Newport — In a small park next to the Richards Free Library, the steadfast visage of literary legend Sarah Josepha Hale gazes out across the town common, an image residents hope will inspire future generations of strong women leaders in New Hampshire and beyond.

Arguably Newport’s most famous resident, Hale, born in 1788, is best known as the author of the poem that inspired the nursery rhyme, Mary Had a Little Lamb, editor of one of the most important women’s periodicals of the 19th century, an advocate for the completion of the Bunker Hill monument in Boston, the writer of some 30 books — including one of the first American novels to criticize slavery — and of course, as the woman who persuaded President Abraham Lincoln to declare Thanksgiving Day a national holiday.

On Saturday, the Sarah Josepha Hale Memorial Park was dedicated in her honor.

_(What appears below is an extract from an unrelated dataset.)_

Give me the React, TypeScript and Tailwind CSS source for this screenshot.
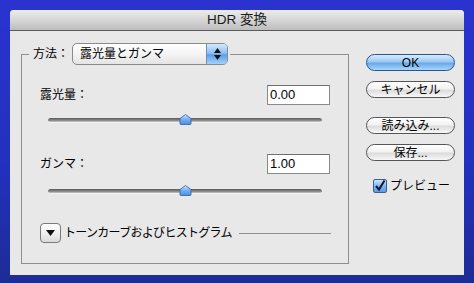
import React from "react";

const FONT = { fontFamily: '"Liberation Sans", "Noto Sans CJK JP", sans-serif' };

function Thumb() {
  return (
    <svg width="13" height="11" viewBox="0 0 13 11" className="absolute top-0" style={{ left: "131px" }}>
      <defs>
        <linearGradient id="tg" x1="0" y1="0" x2="0" y2="1">
          <stop offset="0" stopColor="#cfe6ff" />
          <stop offset="0.5" stopColor="#72b0f2" />
          <stop offset="1" stopColor="#4a8ee0" />
        </linearGradient>
      </defs>
      <path d="M1 4.5 L6.5 0.5 L12 4.5 L12 9.5 Q12 10.5 11 10.5 L2 10.5 Q1 10.5 1 9.5 Z" fill="url(#tg)" stroke="#3a6aa8" strokeWidth="0.9" />
    </svg>
  );
}

function Slider({ className }: { className: string }) {
  return (
    <div className={"relative ml-[26px] w-[274px] h-[11px] " + className}>
      <div className="absolute left-0 right-0 top-[4px] h-[5px] rounded-full bg-[linear-gradient(#5a5a5a,#8a8a8a_60%,#c8c8c8)] border-b border-[#f4f4f4]" />
      <Thumb />
    </div>
  );
}

function Field({ value }: { value: string }) {
  return (
    <div className="w-[63px] h-[20px] bg-white border border-[#8a8a8a] border-t-[#6e6e6e] pl-[2px] text-[13px] leading-[18px] text-black">
      {value}
    </div>
  );
}

function AquaButton({ label, primary, className }: { label: string; primary?: boolean; className?: string }) {
  return (
    <div
      className={
        "w-[89px] h-[17px] rounded-full flex items-center justify-center text-[12px] leading-none text-black border " +
        (primary
          ? "border-[#2a5590] bg-[linear-gradient(#d8ecff,#9cc8f4_45%,#6aa8ea_55%,#a8d6fb)] "
          : "border-[#555] bg-[linear-gradient(#ffffff,#f2f2f2_45%,#dcdcdc_55%,#f8f8f8)] ") +
        (className || "")
      }
    >
      {label}
    </div>
  );
}

export default function App() {
  return (
    <div className="w-[474px] h-[283px] pl-[10px] pt-[10px] bg-[linear-gradient(180deg,#2a33cf,#2231bd_60%,#1d2c95)] overflow-hidden" style={FONT}>
      <div className="w-[454px] h-[265px] bg-[#e8e8e8] rounded-t-[4px] flex flex-col">
        <div className="h-[21px] rounded-t-[4px] bg-[linear-gradient(#ececec,#d6d6d6_50%,#bdbdbd)] border-b border-[#5a5a5a] flex items-center justify-center text-[13.5px] text-[#1a1a1a] shrink-0">
          HDR 変換
        </div>
        <div className="flex">
          <fieldset className="ml-[11px] mt-[12px] w-[328px] h-[221px] border border-[#8e8e8e] flex flex-col">
            <legend className="ml-[7px] px-[4px] pr-[2px] flex items-center">
              <span className="text-[12px] text-black mr-[3px]">方法：</span>
              <div className="w-[156px] h-[22px] rounded-[5px] border border-[#8a8a8a] flex overflow-hidden bg-[linear-gradient(#ffffff,#f4f4f4_50%,#e4e4e4)]">
                <div className="flex-1 pl-[7px] text-[12px] leading-[20px] text-black">露光量とガンマ</div>
                <div className="w-[21px] border-l border-[#7a8fb0] bg-[linear-gradient(#d2e8ff,#8fc1f4_45%,#5c9fe6_55%,#a4d2fb)] flex flex-col items-center justify-center gap-[2px]">
                  <svg width="7" height="5" viewBox="0 0 7 5"><path d="M3.5 0 L7 5 L0 5 Z" fill="#111" /></svg>
                  <svg width="7" height="5" viewBox="0 0 7 5"><path d="M0 0 L7 0 L3.5 5 Z" fill="#111" /></svg>
                </div>
              </div>
            </legend>
            <div className="mt-[20px] pl-[18px] pr-[18px] flex items-center justify-between h-[20px]">
              <span className="text-[12px] text-black">露光量：</span>
              <Field value="0.00" />
            </div>
            <Slider className="mt-[9px]" />
            <div className="mt-[29px] pl-[18px] pr-[18px] flex items-center justify-between h-[20px]">
              <span className="text-[12px] text-black">ガンマ：</span>
              <Field value="1.00" />
            </div>
            <Slider className="mt-[11px]" />
            <div className="mt-[27px] ml-[18px] mr-[17px] flex items-center h-[20px]">
              <div className="w-[21px] h-[20px] rounded-[4px] border border-[#7a7a7a] bg-[linear-gradient(#ffffff,#f0f0f0_50%,#dadada)] flex items-center justify-center">
                <svg width="9" height="6" viewBox="0 0 9 6"><path d="M0 0 L9 0 L4.5 6 Z" fill="#111" /></svg>
              </div>
              <span className="ml-[3px] text-[12px] tracking-[-0.7px] text-black whitespace-nowrap">トーンカーブおよびヒストグラム</span>
              <div className="ml-[7px] flex-1 h-px bg-[#8e8e8e]" />
            </div>
          </fieldset>
          <div className="ml-[17px] mt-[23px] flex flex-col">
            <AquaButton label="OK" primary />
            <AquaButton label="キャンセル" className="mt-[10px]" />
            <AquaButton label="読み込み..." className="mt-[19px]" />
            <AquaButton label="保存..." className="mt-[10px]" />
            <div className="mt-[16px] ml-[7px] flex items-center">
              <div className="w-[14px] h-[14px] rounded-[2px] border border-[#3d5f95] bg-[linear-gradient(#cfe6ff,#7fb6f0_50%,#5a9ce6)] flex items-center justify-center">
                <svg width="12" height="12" viewBox="0 0 12 12"><path d="M2 6 L5 9.5 L10.5 0.5" fill="none" stroke="#0d1a33" strokeWidth="2" /></svg>
              </div>
              <span className="ml-[3px] text-[12px] text-black">プレビュー</span>
            </div>
          </div>
        </div>
      </div>
    </div>
  );
}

Peter Irwin, chairman of the Richards Free Library Board of Trustees, said Hale “greatly influenced American culture in the 19th century, and we still hear her influence 150 years later, particularly at Thanksgiving.

“It is our hope that this sculpture park will be visited by people from every walk of life, and that it will be a reminder to the citizens of Newport and the world at large that anyone can achieve greatness, as long as they are willing to follow the example of Sarah Josepha Hale,” said Irwin. “Be determined, be willing to step outside of your comfort zone, and have faith in the basic American values of education, care for the welfare of others and working at all times for the good of the country.”

Michael York, New Hampshire’s state librarian, said that the park will be New Hampshire’s first national literary landmark. York said that, “as is often the case, people with many accomplishments and important accomplishments will be remembered by the less, and even least, important of those accomplishments.”

While all of the above solidified Hale’s place in history, York said, perhaps her most important accomplishment was the work she did with the authors as an editor of influential 19th century periodicals. York said Hale worked with authors such as Edgar Allan Poe and Nathaniel Hawthorne, and helped them to find an audience.

It is that impact, he said, that is addressed by the park’s literary plaque.

Patricia Hale McLain, the great-great-granddaughter of William George Hale — son of Sarah Josepha Hale — was especially moved at the ceremony, which she described as “wonderful.

“I’m almost in tears,” said McLain.

McLain, who made the trip up to Newport from New Orleans just to attend the event, said she has always admired Hale growing up.

“I grew up hearing about her my entire life,” she said.

Many at the ceremony remarked that they hoped such inspiration would now be imparted to all of Newport’s children.

Newport resident Mary Lou McGuire said the most important part of the monument is that it “will hopefully give the younger kids an idea of the legacy that Newport historically has had.

“Especially, if they could see that someone from little old Newport could rise to this stature,” said McGuire. “I hope that — whenever they see it — it will be a visual reminder that you can do this too if you really put your mind to it.”

Bruce Cronin, who was raised in Sunapee but lived in Massachusetts before retiring back to his native community 13 years ago, described the sculpture as “beautiful.” He said that Newport “has the reputation of a blue-collar town, a working class town, but the interesting thing is that there’s a lot of culture and a lot of history.”

“What I like about Newport is its diversity,” said Cronin. “It’s not just one socioeconomic group here. You feel like you’re in a real town, a normal town. Some places tend to be more heterogeneous.”

Given that Newport has a “mix of many different people of different interests and different educational backgrounds, I think this keeps us in line with our cultural influence here.”

State Sen. Bob Odell, a Newport-area Republican, also spoke at the park dedication, describing himself as a “history buff.

“I like to think of the people that trod these roads and these byways and backwoods back in the time of Sara Josepha Hale,” he said. “The idea that she would have known this town, she would have known this Main Street, she would have known the intersections, she would have known some of the covered bridges. She would have understood the culture and the kinds of people who lived here, worked here, and people from various parts of the world that ended up here.”

Odell continued, “I think this celebration of her life is such a reminder that we can inspire other generations of children and grandchildren that come after us, that this memorial could be something of a symbol of the opportunity that exists in this part of the country and in the United States of America.”

Barry Williams, of Sunapee, said he has long been an admirer of Hale’s, and is always reminded of her around Thanksgiving. For the past five or six years, he said, he’s gone over to the historic marker where she lived on Thursday morning each Thanksgiving Day.

“Sadly, nobody shows up and I’m the only one,” he said.

For Williams, the sculpture is about the accomplishments of Hale, which he said are especially remarkable given the time period she lived in.

“She was a real leader and a real example to other women,” Williams said. “She was proof that women could do what other men though they couldn’t.”

Ben Conarck can be reached at bconarck@vnews.com or 603-727-3213.

CORRECTION

Republican state Sen. Bob Odell represents the Newport area but is from Lempster, N.H. An earlier version of this story gave an incorrect hometown.